Nesse curso de Letras da FFCL, fui por bastante tempo professor de uma disciplina que existia no último ano : Prática de Ensino do Português. Era ali que os alunos, munidos dos conhecimentos específicos  e a par dos recursos da Pedagogia e da Didática, davam aulas  para os companheiros de classe e para mim... Houve muito choro e ranger de dentes, houve descontroles emocionais, houve também  recompensa pelo estudo sério, pela honesta aplicação na tarefa de aprender a ensinar. Cada aula era seguida de comentários críticos dos colegas e de minha apreciação final, em que não os defeitos eram apontados, mas principalmente os acertos, as provas de inventividade, o domínio dos conteúdos expostos. Procurei passar-lhes algumas verdades triviais, a mais importante das quais, talvez, a de que a base do sucesso de alguém como professor  se assenta principalmente no domínio dos conteúdos. Professor que sabe mal e mal os assuntos de sua área corre o sério risco de sair desmoralizado da sala de aulas. Sempre me pareceu que alguém, mal preparado, inseguro, nervoso à frente de um grupo de rapazes e moças, deve secretar pelo suor alguma substância que caracterize seu estado de pânico em face da situação, porque lhes faltaria exatamente a primeira das muitas condições de êxito no magistério – a firmeza nos conteúdos. Essa, aliás, a lição transmitida por anos e anos pelo Prof. Hersílio Ângelo, o mestre de tantos de nós: se um professor tem dificuldade no convívio com os alunos, mas é senhor dos assuntos que irá lecionar, a situação é consertável. Sem essa condição de saber o que deverá ensinar, de nada adiantarão recursos didáticos e uso maciço de audiovisuais. A comparação possível nessas circunstâncias é que a bagagem intelectual e cultural de um bom professor deve assemelhar-se a um iceberg, ou seja, a parte visível normalmente oferecida aos alunos corresponde a um oitavo do total da massa... De modo geral, não é essa a  realidade cultural em nossas escolas.

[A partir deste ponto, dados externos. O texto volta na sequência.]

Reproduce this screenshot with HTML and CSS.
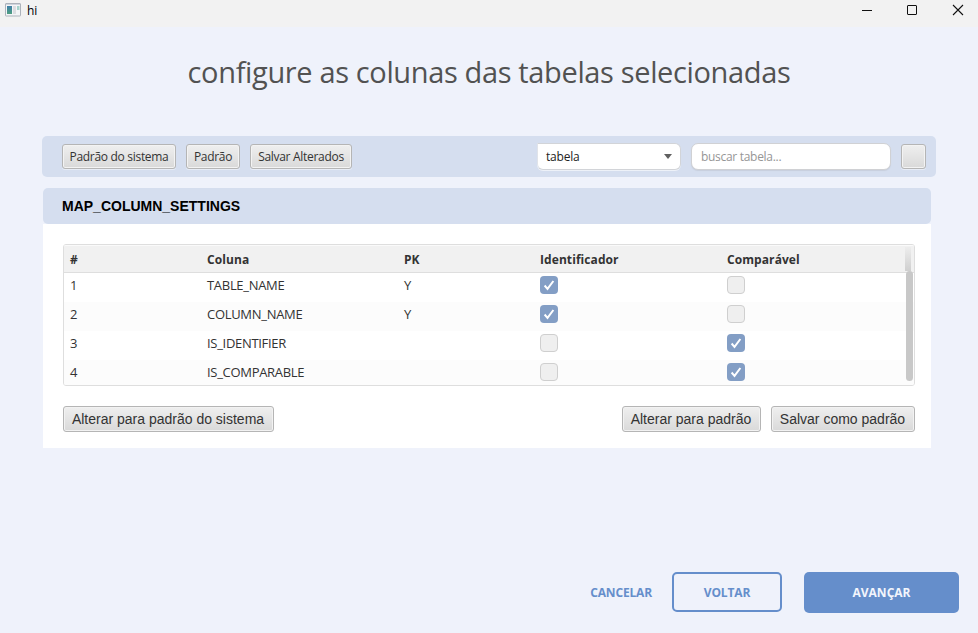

Hojequem renegue ter passado por tanto sofrimento nesse tipo de aula, mas há a grande maioria que se diz  beneficiada pelo despertar de um espírito crítico e da necessidade de levar muito sério o ensino, o direito dos alunos quanto à correção e propriedade do que lhes seria transmitido em aula.

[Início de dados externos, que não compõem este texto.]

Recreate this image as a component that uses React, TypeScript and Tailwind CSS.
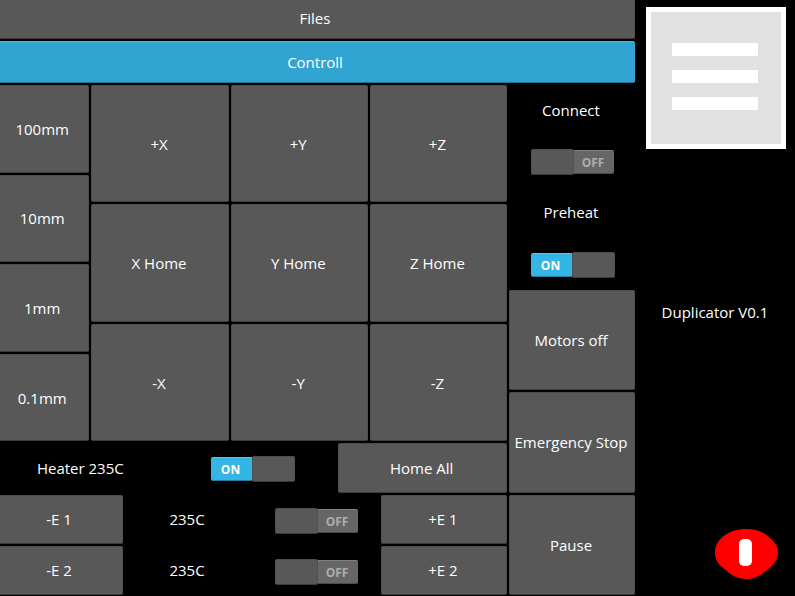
import { useState } from "react";
import clsx from "clsx";

type PadProps = { children: string; active?: boolean; className?: string };

function Pad({ children, active = false, className }: PadProps) {
  return (
    <button
      type="button"
      className={clsx(
        "m-px min-h-0 min-w-0 rounded-xs border pr-0.5 text-center whitespace-nowrap",
        active
          ? "border-x-[#32a4d1] border-t-[#5bb8dc] border-b-[#22739a] bg-[#32a4d1]"
          : "border-x-[#505050] border-t-[#4e4e4e] border-b-[#3c3c3c] bg-[#585858]",
        className,
      )}
    >
      {children}
    </button>
  );
}

function Toggle({ name, initial = false }: { name: string; initial?: boolean }) {
  const [on, setOn] = useState(initial);
  return (
    <label className="flex items-center justify-center pt-[3px] pl-0.5">
      <input
        type="checkbox"
        role="switch"
        aria-label={name}
        checked={on}
        onChange={() => setOn(!on)}
        className="size-0 appearance-none"
      />
      <span
        aria-hidden="true"
        className={clsx(
          "flex w-[84px] items-center text-[12px] leading-6 font-bold",
          on && "flex-row-reverse",
        )}
      >
        <span className="h-[26px] w-[43px] rounded-xs border border-t-[#4e4e4e] border-x-[#505050] border-b-[#3c3c3c] bg-[#585858]" />
        <span
          className={clsx(
            "h-6 border-y text-center",
            on
              ? "w-[41px] rounded-l-xs border-t-[#5bc3ea] border-b-[#2480a3] bg-[#33b5e5] pr-0.5 text-white"
              : "w-10 rounded-r-xs border-t-[#808080] border-b-[#4a4a4a] bg-[#666666] pr-0.5 text-[#adadad]",
          )}
        >
          {on ? "ON" : "OFF"}
        </span>
      </span>
    </label>
  );
}

function Caption({ children, className }: { children: string; className?: string }) {
  return (
    <span className={clsx("flex items-center justify-center pr-0.5 whitespace-nowrap", className)}>
      {children}
    </span>
  );
}

const distances = ["100mm", "10mm", "1mm", "0.1mm"];
const moves = ["+X", "+Y", "+Z", "X Home", "Y Home", "Z Home", "-X", "-Y", "-Z"];
const extruders = ["1", "2"];

export default function App() {
  return (
    <div className="h-screen overflow-hidden bg-black font-['Open_Sans','Noto_Sans',sans-serif] text-[15px] leading-5 text-white">
      <div className="-mt-1 -mr-px -ml-1 flex h-[calc(100vh+4px)]">
        <main className="flex min-w-0 flex-4 flex-col">
          <nav className="grid grid-rows-[44px_44px]">
            <Pad>Files</Pad>
            <Pad active>Controll</Pad>
          </nav>

          <div className="flex min-h-0 flex-1">
            <section className="grid min-w-0 flex-4 grid-rows-[7fr_1fr_1fr_1fr]">
              <div className="grid min-h-0 grid-cols-[19fr_84fr]">
                <div className="grid grid-rows-4">
                  {distances.map((d) => (
                    <Pad key={d}>{d}</Pad>
                  ))}
                </div>
                <div className="grid grid-cols-3 grid-rows-3">
                  {moves.map((m) => (
                    <Pad key={m}>{m}</Pad>
                  ))}
                </div>
              </div>

              <div className="grid min-h-0 grid-cols-3">
                <Caption>Heater 235C</Caption>
                <Toggle name="Heater" initial />
                <Pad>Home All</Pad>
              </div>

              {extruders.map((n) => (
                <div key={n} className="grid min-h-0 grid-cols-4">
                  <Pad>{`-E ${n}`}</Pad>
                  <Caption>235C</Caption>
                  <Toggle name={`Extruder ${n}`} />
                  <Pad>{`+E ${n}`}</Pad>
                </div>
              ))}
            </section>

            <section className="grid min-w-0 flex-1 grid-rows-10">
              <Caption>Connect</Caption>
              <Toggle name="Connect" />
              <Caption>Preheat</Caption>
              <Toggle name="Preheat" initial />
              <Pad className="row-span-2">Motors off</Pad>
              <Pad className="row-span-2">Emergency Stop</Pad>
              <Pad className="row-span-2">Pause</Pad>
            </section>
          </div>
        </main>

        <aside className="flex min-w-0 flex-1 flex-col">
          <div className="h-40 px-2.5 pt-[11px]">
            <button
              type="button"
              aria-label="Menu"
              className="flex h-[142px] w-full flex-col items-center justify-center gap-3.5 border-[5px] border-white bg-[#e1e1e1] pr-0.5 pb-1"
            >
              <span className="h-[13px] w-[86px] bg-white" />
              <span className="h-[13px] w-[86px] bg-white" />
              <span className="h-[13px] w-[86px] bg-white" />
            </button>
          </div>
          <Caption className="flex-1">Duplicator V0.1</Caption>
          <div className="flex h-32 items-end justify-end pr-[18px] pb-[17px]">
            <button type="button" aria-label="Stop print">
              <svg width="63" height="50" viewBox="0 0 63 50" className="block">
                <path
                  d="M31 0C42 0 50 3.500 55 9C60 13 63 18 63 23.500C63 31 58 36.500 52 41C46 46 40 50 31 50C22 50 16 46 11 41C4 36.500 0 31 0 23.500C0 10 14 0 31 0Z"
                  fill="#ff0000"
                />
                <rect x="24" y="10" width="13" height="27" rx="5" fill="#ffffff" />
              </svg>
            </button>
          </div>
        </aside>
      </div>
    </div>
  );
}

Agora, tantos anos depoisainda haverá quem não se sinta à vontade comigo, mas em compensação, recebo  belas provas de reconhecimento de ex-alunos, alguns francamente vitoriosos na área de Letras, com  mestrados e doutorados concluídos ou em andamento, com o exercício profissional nos melhores colégios e universidades do País e até no exterior. Isso sem falar naqueles excelentes estudantes do Euclides da Cunha e do Grafos que se tornaram advogados, médicos, jornalistas, engenheiros....

É sempre confortador saber que de um modo ou outro, nós seus professores influímos positivamente não na assimilação por eles de bons hábitos de leitura e de escrita, mas ainda na escolha de seu campo de atuação profissional.

Esta é afinal, como diria o velho Machado, a honra que eleva, exalta e consola.